Metric	Index-per-Tenant (50)	Index-per-Tenant (500)	Shared (500)	Hybrid (500)
Total shards	200	2,000	20	220
Cluster state size	2MB	18MB	0.5MB	3MB
Cluster state update	200ms	4.5s	50ms	250ms
p99 search latency	22ms	45ms	28ms	25ms
Tenant deletion	Instant	Instant	30s (delete_by_query)	Mixed
Mapping isolation	Full	Full	None	Partial

The hybrid strategy combines the benefits of both approaches: dedicated indices for the 10 largest tenants (90% of the data) and a shared index for the remaining 490 small tenants (10% of the data). Total shard count stays manageable at 220.

The Decision Rule

Use the shared index strategy when tenant count exceeds 100 and most tenants have similar, small data volumes. The shard count advantage dominates at scale.

Use the index-per-tenant strategy when tenants require mapping isolation (different analyzers, different fields), independent ILM policies, or contractual data isolation guarantees.

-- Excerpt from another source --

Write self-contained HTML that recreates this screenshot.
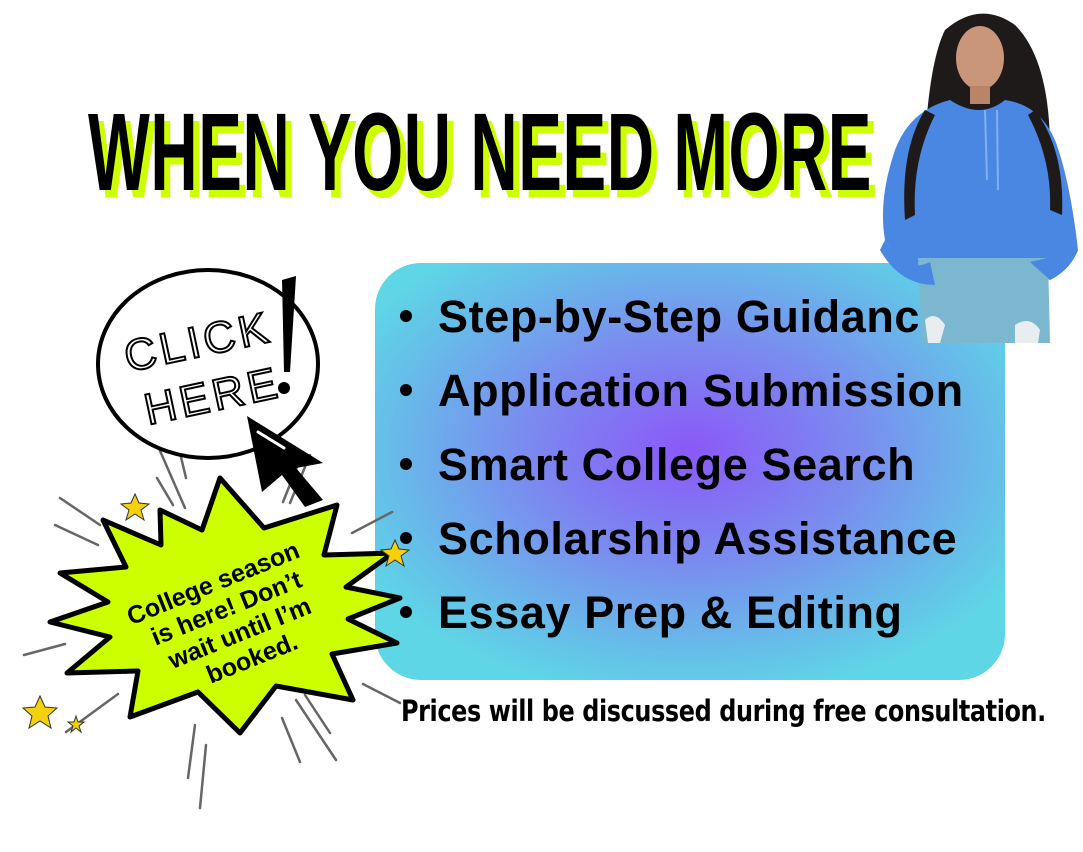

Use the hybrid strategy when tenant sizes are heterogeneous: a few large tenants with millions of documents alongside hundreds of small tenants with thousands. Promote tenants to dedicated indices when their document count exceeds 500,000 or when they require custom mappings.

Implement application-layer rate limiting regardless of the indexing strategy. The shared index strategy is especially vulnerable to noisy neighbors, but even index-per-tenant deployments share cluster resources (CPU, memory, network, disk I/O).